Bütün bir süreci ana akım aracılığıyla ikna edilen bir hikayeye sıkıştıran devlet aklı, yaratılan benlik sayesinde hedefledikleri kitleleri belirli taktikler ile etkisi altına aldı. Bu nedenle işkence altında beyan verdiğini söyleyen sanıkların kendi iddialarına göre ifadeleri değiştirildi. Ancak duruşmada işkence suçu açısından kendiliğinden harekete geçmesi gereken heyet bunu tali bir konu olarak görürken, bu işkencecilerin kimler olduğunu sorgulamadı. Bu iddia dosyaya yenilik kazandırır mıydı doğruluk payı var mı bilinmez ama genel bu umarsızlık hali bir bütünen sorgular sırasında da devam etti. İzleyene zaten kararımız belli duygusunu uyandırıyordu.
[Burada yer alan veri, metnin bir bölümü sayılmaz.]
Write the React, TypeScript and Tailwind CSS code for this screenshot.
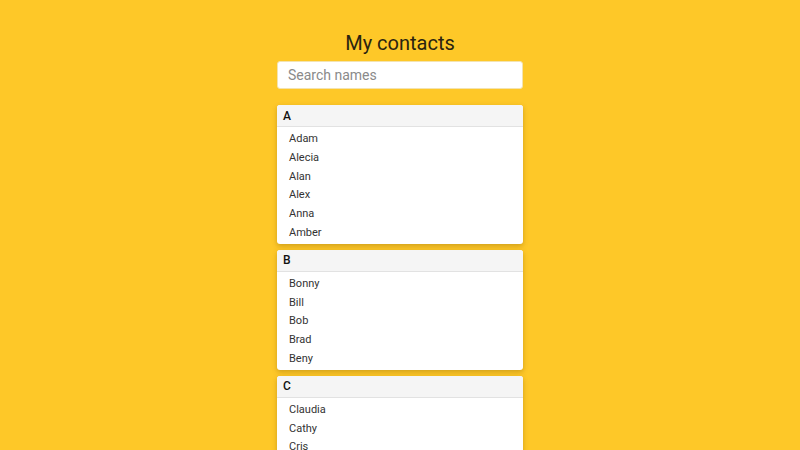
const groups: { letter: string; names: string[] }[] = [
  { letter: 'A', names: ['Adam', 'Alecia', 'Alan', 'Alex', 'Anna', 'Amber'] },
  { letter: 'B', names: ['Bonny', 'Bill', 'Bob', 'Brad', 'Beny'] },
  { letter: 'C', names: ['Claudia', 'Cathy', 'Cris', 'Carl', 'Chloe'] },
]

export default function App() {
  return (
    <main
      className="min-h-screen bg-[#fec828] text-[#222] pt-[30px]"
      style={{ fontFamily: 'Roboto, "Noto Sans", sans-serif' }}
    >
      <div className="w-[246px] mx-auto">
        <h1 className="text-[20px] leading-[26px] text-center text-[#2a2410] mb-[5px]">My contacts</h1>
        <input
          type="text"
          placeholder="Search names"
          className="w-full h-[28px] rounded-[3px] bg-white px-[10px] text-[14px] text-[#333] placeholder:text-[#8a8a8a] outline-none border border-[#f3e3b0]"
        />

        <div className="mt-[16px] flex flex-col gap-[6px]">
          {groups.map((group) => (
            <div
              key={group.letter}
              className="bg-white rounded-[3px] overflow-hidden shadow-[0_2px_5px_rgba(120,80,0,0.35)]"
            >
              {/* Header */}
              <div className="h-[22px] bg-[#f5f5f5] border-b border-[#e2e2e2] px-[6px] flex items-center text-[12px] font-medium text-[#111]">
                {group.letter}
              </div>
              {/* Names */}
              <ul className="pt-[3px] pb-[1px]">
                {group.names.map((name) => (
                  <li key={name} className="pl-[12px] text-[11px] leading-[18.8px] text-[#333]">
                    {name}
                  </li>
                ))}
              </ul>
            </div>
          ))}
        </div>
      </div>
    </main>
  )
}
Dolayısıyla duruşmanın kamuoyuna nasıl yansıtılacağı daha fazla dert ediliyor gibiydi. Günün sonunda bizi düşündüren, kendiliğinden harekete geçtiğimiz bu dijital panoptikonda şiddetle hukukun ayırt edilemediği noktada; hukukun şiddete şiddetin hukuka geçiş yaptığı eşikti. Byung-Chul Han’ın dediği gibi “Neoliberal varlığın, özelliklerini taşıyan, bu özelliklerden beslenen ve bu özelliklerin görünürlük kazanmasına aracı olan öznenin anlaşılması noktasında belirginleşmesi, bu özel önemin sebebini açıklamak için yeterlidir. Bu bağlamda onun eylediği en önemli iş, tüketme eylemidir. Bu yönüyle neoliberal varlığın öznesi, tüketen insandır. Tükettikçe tüketilen, tüketildikçe tüketen, sömürdükçe sömürülen, sömürüldükçe sömüren aktif bir öznedir.” Tam da bu nedenle Narin Güran cinayetinin devlet, aile, erkek üçgeninde oluşturulan sistemin neye hizmet ettiğini teşhir ederek, hakikatin hem hukuksal hem de kadınların öncülüğünde yürütülen politik ve ideolojik mücadele sonucunda ortaya çıkacağını biliyoruz. Ancak doğru sonuç almak için süreç içerisinde doğru soruları sormamız elzem. Bu yüzden hakikati ortaya koyabilmek ailenin en başından beri ısrarla “güven” temelinde işaret ettiği devlet gerçekliğini ortaya koymadan Narin için adaleti sağlayamayacağız. “Narin ne gördü” değil, “Narin neden ve nasıl bir suç çetesi tarafından öldürüldü?”